--- Begin ---

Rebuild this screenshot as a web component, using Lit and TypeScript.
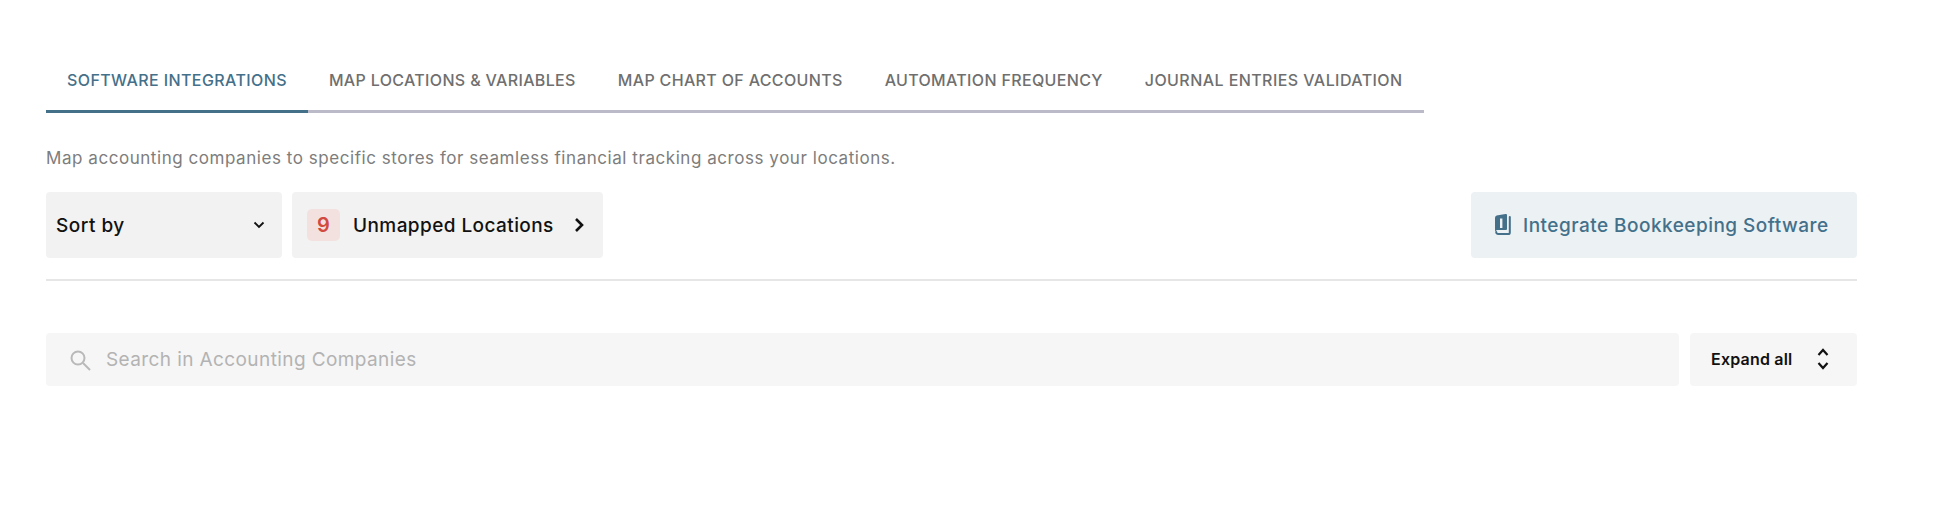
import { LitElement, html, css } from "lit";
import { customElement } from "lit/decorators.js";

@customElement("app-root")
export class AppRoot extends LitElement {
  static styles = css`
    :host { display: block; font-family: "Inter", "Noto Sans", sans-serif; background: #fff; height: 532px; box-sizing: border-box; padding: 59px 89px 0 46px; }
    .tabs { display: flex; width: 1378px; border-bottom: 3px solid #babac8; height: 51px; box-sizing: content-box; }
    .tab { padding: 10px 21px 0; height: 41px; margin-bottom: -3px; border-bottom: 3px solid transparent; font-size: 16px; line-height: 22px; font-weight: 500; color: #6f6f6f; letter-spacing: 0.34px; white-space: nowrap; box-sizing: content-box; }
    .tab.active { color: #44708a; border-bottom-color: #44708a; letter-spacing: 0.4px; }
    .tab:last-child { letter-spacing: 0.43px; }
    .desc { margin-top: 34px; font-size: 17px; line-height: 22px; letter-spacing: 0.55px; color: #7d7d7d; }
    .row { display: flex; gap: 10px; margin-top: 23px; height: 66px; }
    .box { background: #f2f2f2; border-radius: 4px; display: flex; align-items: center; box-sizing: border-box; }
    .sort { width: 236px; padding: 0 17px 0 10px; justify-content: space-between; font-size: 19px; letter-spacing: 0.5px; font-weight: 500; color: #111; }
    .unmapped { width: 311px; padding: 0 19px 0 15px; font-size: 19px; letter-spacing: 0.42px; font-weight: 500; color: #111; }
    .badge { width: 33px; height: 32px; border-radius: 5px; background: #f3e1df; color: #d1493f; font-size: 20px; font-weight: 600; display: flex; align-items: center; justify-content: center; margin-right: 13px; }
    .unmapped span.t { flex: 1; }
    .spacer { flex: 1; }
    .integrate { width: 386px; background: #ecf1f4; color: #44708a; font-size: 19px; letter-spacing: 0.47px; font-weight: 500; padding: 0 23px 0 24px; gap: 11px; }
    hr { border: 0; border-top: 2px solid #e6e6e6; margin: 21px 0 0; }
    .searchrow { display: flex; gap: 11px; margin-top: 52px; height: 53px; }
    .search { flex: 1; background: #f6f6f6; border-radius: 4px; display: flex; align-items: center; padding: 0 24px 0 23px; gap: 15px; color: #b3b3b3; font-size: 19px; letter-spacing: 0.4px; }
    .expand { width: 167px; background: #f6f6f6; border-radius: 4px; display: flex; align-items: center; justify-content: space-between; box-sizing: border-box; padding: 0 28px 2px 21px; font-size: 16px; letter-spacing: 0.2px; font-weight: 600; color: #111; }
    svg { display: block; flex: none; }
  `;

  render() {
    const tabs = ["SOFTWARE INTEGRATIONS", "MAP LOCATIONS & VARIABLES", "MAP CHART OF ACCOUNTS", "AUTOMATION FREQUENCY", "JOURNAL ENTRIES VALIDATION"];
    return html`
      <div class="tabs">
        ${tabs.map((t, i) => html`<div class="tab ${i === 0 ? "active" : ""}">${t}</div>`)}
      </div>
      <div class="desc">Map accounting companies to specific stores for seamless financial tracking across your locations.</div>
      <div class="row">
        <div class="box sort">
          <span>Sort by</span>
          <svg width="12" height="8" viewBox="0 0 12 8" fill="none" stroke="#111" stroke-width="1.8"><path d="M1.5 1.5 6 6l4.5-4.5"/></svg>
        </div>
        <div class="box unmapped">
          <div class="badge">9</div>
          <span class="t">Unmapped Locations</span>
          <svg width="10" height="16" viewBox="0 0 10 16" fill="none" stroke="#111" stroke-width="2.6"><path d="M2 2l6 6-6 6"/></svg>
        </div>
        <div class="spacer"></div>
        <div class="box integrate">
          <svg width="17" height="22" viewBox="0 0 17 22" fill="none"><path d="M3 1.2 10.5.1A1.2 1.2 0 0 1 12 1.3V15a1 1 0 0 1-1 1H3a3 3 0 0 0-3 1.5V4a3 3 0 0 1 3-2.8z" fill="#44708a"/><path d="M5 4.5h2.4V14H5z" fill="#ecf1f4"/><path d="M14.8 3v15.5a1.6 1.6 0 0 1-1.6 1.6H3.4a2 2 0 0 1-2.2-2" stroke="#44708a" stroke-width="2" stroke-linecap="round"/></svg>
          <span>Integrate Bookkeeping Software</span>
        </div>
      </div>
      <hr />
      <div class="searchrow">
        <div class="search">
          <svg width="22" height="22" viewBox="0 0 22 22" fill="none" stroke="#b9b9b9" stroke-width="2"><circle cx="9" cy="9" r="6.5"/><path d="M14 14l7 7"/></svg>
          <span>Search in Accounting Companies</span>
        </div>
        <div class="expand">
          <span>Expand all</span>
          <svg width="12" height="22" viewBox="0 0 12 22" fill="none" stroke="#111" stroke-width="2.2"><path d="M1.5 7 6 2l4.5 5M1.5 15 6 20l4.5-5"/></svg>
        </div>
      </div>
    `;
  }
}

--- End ---

## TO BE DONE
Transcribe the preceding listing in its entirety and with exact wording, leaving out pictures.

## FINISHED ANSWER
Rebuild this screenshot as a web component, using Lit and TypeScript.
import { LitElement, html, css } from "lit";
import { customElement } from "lit/decorators.js";

@customElement("app-root")
export class AppRoot extends LitElement {
  static styles = css`
    :host { display: block; font-family: "Inter", "Noto Sans", sans-serif; background: #fff; height: 532px; box-sizing: border-box; padding: 59px 89px 0 46px; }
    .tabs { display: flex; width: 1378px; border-bottom: 3px solid #babac8; height: 51px; box-sizing: content-box; }
    .tab { padding: 10px 21px 0; height: 41px; margin-bottom: -3px; border-bottom: 3px solid transparent; font-size: 16px; line-height: 22px; font-weight: 500; color: #6f6f6f; letter-spacing: 0.34px; white-space: nowrap; box-sizing: content-box; }
    .tab.active { color: #44708a; border-bottom-color: #44708a; letter-spacing: 0.4px; }
    .tab:last-child { letter-spacing: 0.43px; }
    .desc { margin-top: 34px; font-size: 17px; line-height: 22px; letter-spacing: 0.55px; color: #7d7d7d; }
    .row { display: flex; gap: 10px; margin-top: 23px; height: 66px; }
    .box { background: #f2f2f2; border-radius: 4px; display: flex; align-items: center; box-sizing: border-box; }
    .sort { width: 236px; padding: 0 17px 0 10px; justify-content: space-between; font-size: 19px; letter-spacing: 0.5px; font-weight: 500; color: #111; }
    .unmapped { width: 311px; padding: 0 19px 0 15px; font-size: 19px; letter-spacing: 0.42px; font-weight: 500; color: #111; }
    .badge { width: 33px; height: 32px; border-radius: 5px; background: #f3e1df; color: #d1493f; font-size: 20px; font-weight: 600; display: flex; align-items: center; justify-content: center; margin-right: 13px; }
    .unmapped span.t { flex: 1; }
    .spacer { flex: 1; }
    .integrate { width: 386px; background: #ecf1f4; color: #44708a; font-size: 19px; letter-spacing: 0.47px; font-weight: 500; padding: 0 23px 0 24px; gap: 11px; }
    hr { border: 0; border-top: 2px solid #e6e6e6; margin: 21px 0 0; }
    .searchrow { display: flex; gap: 11px; margin-top: 52px; height: 53px; }
    .search { flex: 1; background: #f6f6f6; border-radius: 4px; display: flex; align-items: center; padding: 0 24px 0 23px; gap: 15px; color: #b3b3b3; font-size: 19px; letter-spacing: 0.4px; }
    .expand { width: 167px; background: #f6f6f6; border-radius: 4px; display: flex; align-items: center; justify-content: space-between; box-sizing: border-box; padding: 0 28px 2px 21px; font-size: 16px; letter-spacing: 0.2px; font-weight: 600; color: #111; }
    svg { display: block; flex: none; }
  `;

  render() {
    const tabs = ["SOFTWARE INTEGRATIONS", "MAP LOCATIONS & VARIABLES", "MAP CHART OF ACCOUNTS", "AUTOMATION FREQUENCY", "JOURNAL ENTRIES VALIDATION"];
    return html`
      <div class="tabs">
        ${tabs.map((t, i) => html`<div class="tab ${i === 0 ? "active" : ""}">${t}</div>`)}
      </div>
      <div class="desc">Map accounting companies to specific stores for seamless financial tracking across your locations.</div>
      <div class="row">
        <div class="box sort">
          <span>Sort by</span>
          <svg width="12" height="8" viewBox="0 0 12 8" fill="none" stroke="#111" stroke-width="1.8"><path d="M1.5 1.5 6 6l4.5-4.5"/></svg>
        </div>
        <div class="box unmapped">
          <div class="badge">9</div>
          <span class="t">Unmapped Locations</span>
          <svg width="10" height="16" viewBox="0 0 10 16" fill="none" stroke="#111" stroke-width="2.6"><path d="M2 2l6 6-6 6"/></svg>
        </div>
        <div class="spacer"></div>
        <div class="box integrate">
          <svg width="17" height="22" viewBox="0 0 17 22" fill="none"><path d="M3 1.2 10.5.1A1.2 1.2 0 0 1 12 1.3V15a1 1 0 0 1-1 1H3a3 3 0 0 0-3 1.5V4a3 3 0 0 1 3-2.8z" fill="#44708a"/><path d="M5 4.5h2.4V14H5z" fill="#ecf1f4"/><path d="M14.8 3v15.5a1.6 1.6 0 0 1-1.6 1.6H3.4a2 2 0 0 1-2.2-2" stroke="#44708a" stroke-width="2" stroke-linecap="round"/></svg>
          <span>Integrate Bookkeeping Software</span>
        </div>
      </div>
      <hr />
      <div class="searchrow">
        <div class="search">
          <svg width="22" height="22" viewBox="0 0 22 22" fill="none" stroke="#b9b9b9" stroke-width="2"><circle cx="9" cy="9" r="6.5"/><path d="M14 14l7 7"/></svg>
          <span>Search in Accounting Companies</span>
        </div>
        <div class="expand">
          <span>Expand all</span>
          <svg width="12" height="22" viewBox="0 0 12 22" fill="none" stroke="#111" stroke-width="2.2"><path d="M1.5 7 6 2l4.5 5M1.5 15 6 20l4.5-5"/></svg>
        </div>
      </div>
    `;
  }
}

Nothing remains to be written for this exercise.